Dubois' bedroom is also part of the tour. In this space, with its cozy cream quilt and spotless dresser tops, are stained-glass pieces by Celestine Wilson Hughes, quilts by Toni Kersey, and a collection of dolls by Lorrie Patrice-Payne. Dubois appropriately calls this space the healing suite.

If she hadn't taken the time to heal here, the museum would not exist.

A graduate of Wesleyan University, the Brooklyn native enjoyed a solid career as a theater artist.
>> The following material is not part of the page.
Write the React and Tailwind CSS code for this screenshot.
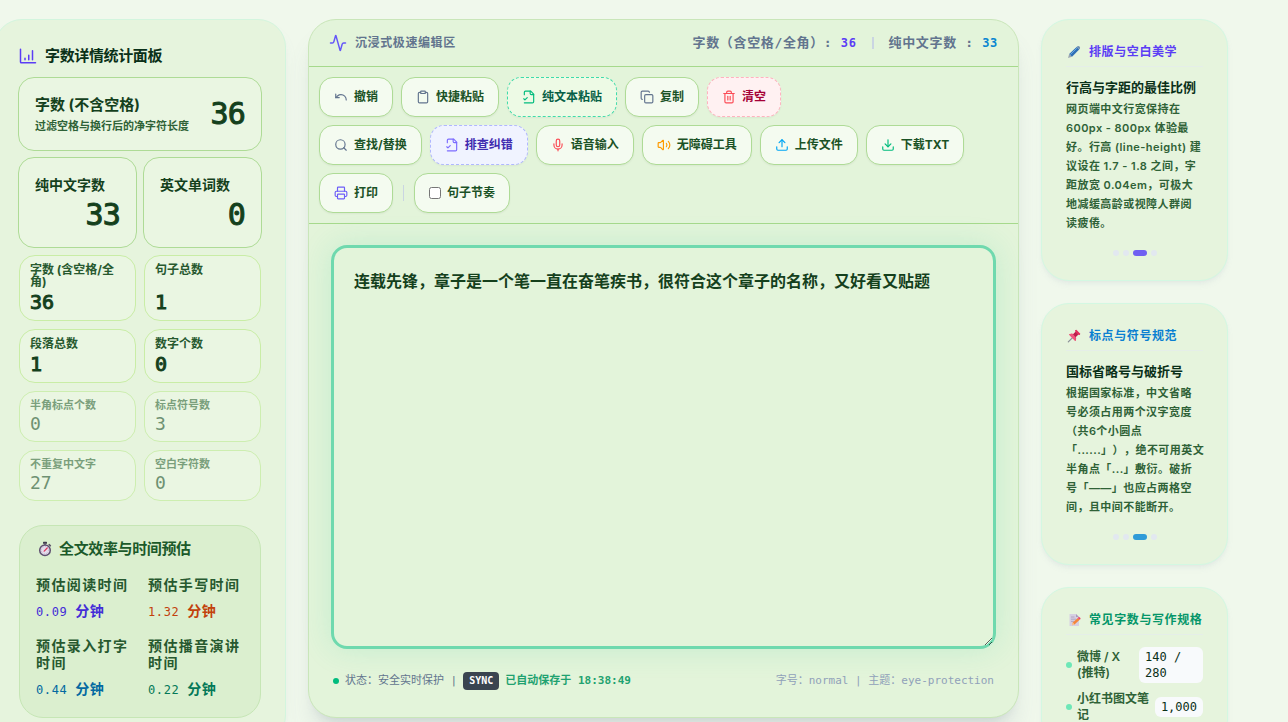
import {
  Activity,
  Clipboard,
  Copy,
  Download,
  Mic,
  Printer,
  Search,
  Trash2,
  Undo,
  Upload,
  Volume2,
} from 'lucide-react';

const secondaryStats = [
  { label: '字数 (含空格/全角)', value: 36 },
  { label: '句子总数', value: 1 },
  { label: '段落总数', value: 1 },
  { label: '数字个数', value: 0 },
];

const minorStats = [
  { label: '半角标点个数', value: 0 },
  { label: '标点符号数', value: 3 },
  { label: '不重复中文字', value: 27 },
  { label: '空白字符数', value: 0 },
];

const timeStats = [
  { label: '预估阅读时间', value: '0.09', color: 'text-indigo-700' },
  { label: '预估手写时间', value: '1.32', color: 'text-[#c2410c]' },
  { label: '预估录入打字时间', value: '0.44', color: 'text-[#0369a1]' },
  { label: '预估播音演讲时间', value: '0.22', color: 'text-[#047857]' },
];

function StopwatchIcon() {
  return (
    <svg className="h-4 w-4" viewBox="0 0 16 16" fill="none">
      <rect x="6" y="0.8" width="4" height="2" rx="0.6" fill="#3f3a4c" />
      <path d="M8 2.5v2M12.2 3.6l1.2 1.2" stroke="#5b5468" strokeWidth="1.5" strokeLinecap="round" />
      <circle cx="8" cy="9.2" r="5.3" fill="#e4dcec" stroke="#5f5070" strokeWidth="1.5" />
      <circle cx="8" cy="9.2" r="3.7" stroke="#a99ab8" strokeWidth="0.7" strokeDasharray="0.8 1.1" />
      <path d="M7.2 10.2l3-3.2" stroke="#e0355c" strokeWidth="1.2" strokeLinecap="round" />
    </svg>
  );
}

function PenIcon() {
  return (
    <svg className="h-4 w-4" viewBox="0 0 16 16">
      <path d="M2 14l1.2-4 2.8 2.8z" fill="#9aa4b0" />
      <path d="M3.2 10L10.6 3l2.6 2.6L6 12.8z" fill="#2f6fb5" />
      <path d="M10.6 3l1.3-1c.9-.5 2.7 1.1 2.1 2.2l-.8 1.4z" fill="#6d8fb3" />
      <path d="M4.3 10.6l6.6-6.4" stroke="#6fb0ea" strokeWidth="0.9" />
    </svg>
  );
}

function PinIcon() {
  return (
    <svg className="h-4 w-4" viewBox="0 0 16 16">
      <path d="M6.3 9.8L2.3 13.9" stroke="#8a8f99" strokeWidth="1.2" strokeLinecap="round" />
      <path d="M3 6.6c1.4-1 3-.9 4.2-.3L9.4 4 9 2.2 10.4 1.8l3.9 3.9-.5 1.4-1.8-.4-2.3 2.2c.7 1.3.6 2.9-.4 4.2z" fill="#e02f5e" />
      <path d="M3 6.6c1.4-1 3-.9 4.2-.3l2 2.6c.7 1.3.9 2.9.1 4.2z" fill="#f0587f" />
      <path d="M9.4 4l2.6 2.7-2.3 2.2-2.5-2.6z" fill="#b81f4c" />
    </svg>
  );
}

function MemoIcon() {
  return (
    <svg className="h-4 w-4" viewBox="0 0 16 16">
      <path d="M3.5 2h6.5l3 3v9h-9.5z" fill="#d6cfe2" />
      <path d="M10 2v3h3z" fill="#a99bbb" />
      <path d="M5 5h3.5M5 7.2h5M5 9.4h3" stroke="#a99bbb" strokeWidth="0.8" />
      <path d="M6 13.2l.8-2.6 5-4.7 1.9 1.9-5.2 4.8z" fill="#f5853a" />
      <path d="M11.8 5.9l.9-.8c.8-.3 2.1 1 1.8 1.8l-.8.9z" fill="#ec3f6b" />
      <path d="M6 13.2l.8-2.6 1.7 2z" fill="#f5cfa0" />
    </svg>
  );
}

function FileCheckIcon({ size, className }) {
  return (
    <svg width={size} height={size} className={className} viewBox="0 0 24 24" fill="none" stroke="currentColor" strokeWidth="2" strokeLinecap="round" strokeLinejoin="round">
      <path d="M4 22h14a2 2 0 0 0 2-2V7l-5-5H6a2 2 0 0 0-2 2v4" />
      <path d="M14 2v4a2 2 0 0 0 2 2h4" />
      <path d="m3 15 2 2 4-4" />
    </svg>
  );
}

function MainStat({ label, value }) {
  return (
    <div className="rounded-2xl border border-[#aedb96] bg-[#eaf6e2] p-4">
      <div className="text-[14px] leading-[21px] font-bold">{label}</div>
      <div className="mt-1 text-right font-['DejaVu_Sans_Mono',monospace] text-[30px] leading-8 tracking-tight [-webkit-text-stroke:1px]">
        {value}
      </div>
    </div>
  );
}

function StatsPanel() {
  return (
    <aside className="-ml-1.5 w-[292px] shrink-0 self-start rounded-[28px] border border-[#d3f5de] bg-[#e6f4dd] p-6 text-[#14401c] shadow-lg shadow-slate-400/10">
      <h2 className="flex items-center gap-2 text-[15px] leading-6 font-bold tracking-tight text-[#0a3018]">
        <svg className="h-[18px] w-[18px]" viewBox="0 0 24 24" fill="none" stroke="#5b3df5" strokeWidth="2" strokeLinecap="round" strokeLinejoin="round">
          <path d="M2 3v17a1 1 0 0 0 1 1h19M8 17v-2M13 17v-6M18 17V5" />
        </svg>
        字数详情统计面板
      </h2>

      <div className="-mx-px mt-[9px] grid grid-cols-2 gap-1.5">
        <div className="col-span-2 flex items-center justify-between rounded-2xl border border-[#aedb96] bg-[#eaf6e2] p-4">
          <div>
            <div className="text-[15px] leading-[21px] font-bold">字数 (不含空格)</div>
            <div className="mt-1 text-[11px] leading-[15px] font-semibold whitespace-nowrap text-[#2f6237]">
              过滤空格与换行后的净字符长度
            </div>
          </div>
          <div className="font-['DejaVu_Sans_Mono',monospace] text-[30px] leading-8 tracking-tight [-webkit-text-stroke:1px]">36</div>
        </div>
        <MainStat label="纯中文字数" value={33} />
        <MainStat label="英文单词数" value={0} />
      </div>

      <div className="mt-[7px] grid grid-cols-2 gap-2">
        {secondaryStats.map((stat) => (
          <div key={stat.label} className="flex flex-col justify-between rounded-2xl border border-[#c9eda6] bg-[#eaf6e2] px-2.5 pt-2 pb-1">
            <div className="text-[12px] leading-3 font-bold text-[#27592f]">{stat.label}</div>
            <div className="font-['DejaVu_Sans_Mono',monospace] text-[20px] leading-7 [-webkit-text-stroke:1px]">{stat.value}</div>
          </div>
        ))}
        {minorStats.map((stat) => (
          <div key={stat.label} className="rounded-2xl border border-[#cdeeb0] bg-[#eaf6e2] px-2.5 pt-2 pb-1">
            <div className="text-[11px] leading-[11px] font-semibold text-[#7a9f7c]">{stat.label}</div>
            <div className="font-['DejaVu_Sans_Mono',monospace] text-[18px] leading-[26px] text-[#6e9172]">
              {stat.value}
            </div>
          </div>
        ))}
      </div>

      <div className="mt-6 rounded-3xl border border-[#c6e6b5] bg-[#dbefcf] px-4 pt-3 pb-[17px]">
        <h3 className="flex items-center gap-1.5 pl-px text-[15px] leading-[22px] font-bold tracking-tight text-[#1b5a2a]">
          <StopwatchIcon />
          全文效率与时间预估
        </h3>
        <div className="mt-4 grid grid-cols-2 gap-x-4 gap-y-[15px]">
          {timeStats.map((stat) => (
            <div key={stat.label}>
              <div className="text-[14px] leading-[17px] font-bold tracking-widest text-[#27592f]">{stat.label}</div>
              <div className={`mt-2 font-['DejaVu_Sans_Mono','Noto_Sans_CJK_SC',monospace] text-[12px] leading-5 tracking-wider whitespace-nowrap ${stat.color}`}>
                {stat.value} <span className="text-[14px] font-bold">分钟</span>
              </div>
            </div>
          ))}
        </div>
      </div>
    </aside>
  );
}

const buttonBase =
  'flex h-10 items-center gap-1.5 rounded-[14px] border px-3.5 text-[12px] font-bold whitespace-nowrap shadow-xs';
const buttonPlain = 'border-[#aedb96] bg-[#f4fbf0] text-[#1b5226]';

function ToolButton({ icon: Icon, iconColor, children, variant = buttonPlain }) {
  return (
    <button type="button" className={`${buttonBase} ${variant}`}>
      <Icon size={14} className={iconColor} />
      {children}
    </button>
  );
}

function Toolbar() {
  return (
    <div className="flex flex-col gap-2 border-b border-[#a6d98c] p-2.5">
      <div className="flex flex-wrap gap-2">
        <ToolButton icon={Undo} iconColor="text-slate-500">撤销</ToolButton>
        <ToolButton icon={Clipboard} iconColor="text-slate-500">快捷粘贴</ToolButton>
        <ToolButton icon={FileCheckIcon} iconColor="text-emerald-500" variant="border-dashed border-[#3fdcaa] bg-[#edfae5] text-[#065f46]">
          纯文本粘贴
        </ToolButton>
        <ToolButton icon={Copy} iconColor="text-slate-500">复制</ToolButton>
        <ToolButton icon={Trash2} iconColor="text-[#fb4b55]" variant="border-dashed border-[#ffb3bf] bg-[#fff1f2] text-[#a50036]">
          清空
        </ToolButton>
      </div>
      <div className="flex flex-wrap items-center gap-2">
        <ToolButton icon={Search} iconColor="text-slate-500">查找/替换</ToolButton>
        <ToolButton icon={FileCheckIcon} iconColor="text-[#7c6cff]" variant="border-dashed border-[#b0b8ff] bg-[#f0f3ff] text-[#3f2bb0]">
          排查纠错
        </ToolButton>
        <ToolButton icon={Mic} iconColor="text-[#fb4b55]">语音输入</ToolButton>
        <ToolButton icon={Volume2} iconColor="text-amber-500">无障碍工具</ToolButton>
        <ToolButton icon={Upload} iconColor="text-sky-500">上传文件</ToolButton>
        <ToolButton icon={Download} iconColor="text-emerald-500">下载TXT</ToolButton>
        <ToolButton icon={Printer} iconColor="text-[#6d5ef8]">打印</ToolButton>
        <div className="mx-0.5 h-4 w-px bg-slate-300"></div>
        <label className={`${buttonBase} ${buttonPlain}`}>
          <input type="checkbox" className="h-3 w-3" />
          句子节奏
        </label>
      </div>
    </div>
  );
}

function Editor() {
  return (
    <main className="flex min-w-0 flex-1 flex-col rounded-[28px] border border-[#c9e6b9] bg-[#e3f4da] shadow-xl shadow-slate-500/15">
      <div className="flex h-[47px] items-center justify-between border-b border-[#a6d98c] px-5">
        <div className="flex items-center gap-2 text-[12px] font-bold tracking-wider text-slate-500">
          <Activity size={18} className="text-[#6556f8]" />
          沉浸式极速编辑区
        </div>
        <div className="flex items-center gap-[15px] font-['DejaVu_Sans_Mono','Noto_Sans_CJK_SC',monospace] text-[13px] font-bold tracking-wider text-slate-500 [text-spacing-trim:space-all]">
          <span>
            字数（含空格/全角）: <span className="text-[12px] text-[#5b3df5]">36</span>
          </span>
          <span className="h-3 w-0.5 bg-slate-300"></span>
          <span>
            纯中文字数 : <span className="text-[12px] text-[#0a86d1]">33</span>
          </span>
        </div>
      </div>

      <Toolbar />

      <div className="flex min-h-0 flex-1 flex-col px-[22px] pt-[21px] pb-[26px]">
        <textarea
          aria-label="编辑区"
          className="block w-full flex-1 rounded-2xl border-3 border-[#6fd9ae] bg-[#e3f4da] px-5 py-4 text-[16px] leading-[34px] font-bold text-[#14401c] shadow-[0_0_30px_rgba(52,211,153,0.18)] outline-none"
          defaultValue="连载先锋，章子是一个笔一直在奋笔疾书，很符合这个章子的名称，又好看又贴题"
        />
        <div className="mt-[22px] flex items-center justify-between px-0.5 font-['DejaVu_Sans_Mono','Noto_Sans_CJK_SC',monospace] text-[11px] leading-5 text-slate-500">
          <div className="flex items-center gap-1.5">
            <span className="h-1.5 w-1.5 rounded-full bg-emerald-500"></span>
            <span>状态：安全实时保护 |</span>
            <span className="rounded bg-[#3a4450] px-1.5 text-[10px] leading-[18px] font-bold text-white">SYNC</span>
            <span className="font-bold text-[#1fa270]">已自动保存于 18:38:49</span>
          </div>
          <div className="text-slate-400">字号：normal | 主题：eye-protection</div>
        </div>
      </div>
    </main>
  );
}

function GuideCard({ icon, title, color, children }) {
  return (
    <section className="rounded-[28px] border border-[#d3f8e2] bg-[#e6f4dd] p-6 shadow-md shadow-slate-400/10">
      <h2 className={`flex items-center gap-[7px] border-b border-[#e5eee8] pb-1.5 text-[12px] leading-4 font-bold tracking-wider whitespace-nowrap ${color}`}>
        {icon}
        {title}
      </h2>
      {children}
    </section>
  );
}

function Tip({ heading, children, activeDot }) {
  return (
    <>
      <h3 className="mt-2.5 text-[13px] leading-5 font-bold text-[#0a3018]">{heading}</h3>
      <p className="mt-[3px] text-[11px] leading-[19px] font-semibold tracking-[0.04em] text-[#2f6237] [text-spacing-trim:space-all]">
        {children}
      </p>
      <div className="mt-[17px] flex justify-center gap-1">
        <span className="h-1.5 w-1.5 rounded-full bg-slate-200"></span>
        <span className="h-1.5 w-1.5 rounded-full bg-slate-200"></span>
        <span className={`h-1.5 w-3.5 rounded-full ${activeDot}`}></span>
        <span className="h-1.5 w-1.5 rounded-full bg-slate-200"></span>
      </div>
    </>
  );
}

function Guides() {
  return (
    <aside className="flex w-[187px] shrink-0 flex-col gap-[22px] self-start">
      <GuideCard icon={<PenIcon />} title="排版与空白美学" color="text-[#5b3df5]">
        <Tip heading="行高与字距的最佳比例" activeDot="bg-[#7060f2]">
          网页端中文行宽保持在 600px - 800px 体验最好。行高 (line-height) 建议设在 1.7 - 1.8 之间，字距放宽
          0.04em，可极大地减缓高龄或视障人群阅读疲倦。
        </Tip>
      </GuideCard>
      <GuideCard icon={<PinIcon />} title="标点与符号规范" color="text-[#0a80d1]">
        <Tip heading="国标省略号与破折号" activeDot="bg-[#2f9bd8]">
          根据国家标准，中文省略号必须占用两个汉字宽度（共6个小圆点
          <span className="inline-block whitespace-nowrap">「......」），绝不可用英文</span>
          半角点「...」敷衍。破折号「——」也应占两格空间，且中间不能断开。
        </Tip>
      </GuideCard>
      <GuideCard icon={<MemoIcon />} title="常见字数与写作规格" color="text-[#059669]">
        <ul className="mt-3 flex flex-col gap-2 text-[12px] leading-4 font-semibold text-[#2f6237]">
          <li className="flex items-center gap-[5px]">
            <span className="h-1.5 w-1.5 shrink-0 rounded-full bg-[#6ee7b7]"></span>
            <span className="flex-1">微博 / X (推特)</span>
            <span className="w-16 shrink-0 rounded-md bg-slate-50 px-1.5 py-0.5 font-['DejaVu_Sans_Mono',monospace] font-normal text-[#0a3018]">
              140 / 280
            </span>
          </li>
          <li className="flex items-center gap-[5px]">
            <span className="h-1.5 w-1.5 shrink-0 rounded-full bg-[#6ee7b7]"></span>
            <span className="flex-1">小红书图文笔记</span>
            <span className="shrink-0 rounded-md bg-slate-50 px-1.5 py-0.5 font-['DejaVu_Sans_Mono',monospace] font-normal text-[#0a3018]">
              1,000
            </span>
          </li>
        </ul>
      </GuideCard>
    </aside>
  );
}

export default function App() {
  return (
    <div
      lang="zh-CN"
      className="flex h-screen gap-[22px] overflow-hidden bg-[#f0f8ec] pt-[19px] pr-[60px] pb-1 font-[Inter,'Noto_Sans_CJK_SC',sans-serif]"
    >
      <StatsPanel />
      <Editor />
      <Guides />
    </div>
  );
}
In 1987, she cofounded one of the nation's first diverse start-ups, the Mumbo Jumbo Theater Company, in New York.

Then on March 30, 2014, her husband of 16 years, Al Stewart, was killed in an automobile accident.

She was devastated.

"This room is where I understood the importance of ritual," Dubois says. "When I couldn't do anything, I could do the steps. I got up. Tended to my son. Sent him off to school. Then I would come up here and go back to bed. And get up just before he came home so he didn't know that I was in bed all day. And every day, I did a little more until I could do more."

Doing more turned into a museum. Dubois was always inspired by the real stories in Ntozake Shange's choreopoem "For Colored Girls Who Have Considered Suicide When the Rainbow Is Enuf." She wanted to create her own living memoir to everyday black women who go unnoticed. Why not use her house? She had nothing to lose.

The fact was, many of her girlfriends thought the idea of turning her home into a museum was unrealistic, even ridiculous. It was Clemmons and Friday who supported the idea -- after all, the first museums were in people's homes. (Friday handles the audio presentation for the exhibits, and Clemmons, an artist, does most of the curating.)

"I didn't want to wait for someone to pat me on my back and decide I was worthy," Dubois said. "I had everything I needed here."

So in early 2015, she collected about 100 pieces from her friends in the art world. She then approached the Old City nonprofit the Painted Bride to be her fiscal sponsor.

These days, in order to get her home ready for the Sunday gatherings, she still engages in ritual. She washes all the surfaces with vinegar and water, and burns sage, frankincense, and myrrh to purify the energy.

"This is a space where black women see themselves reflected back at themselves," Dubois said. "And it's also intended for people to see the world through the lens of a colored girl."

On Sunday, 15 people gathered for the tour -- one Asian woman, the rest white men and women. Looks like her plan is working.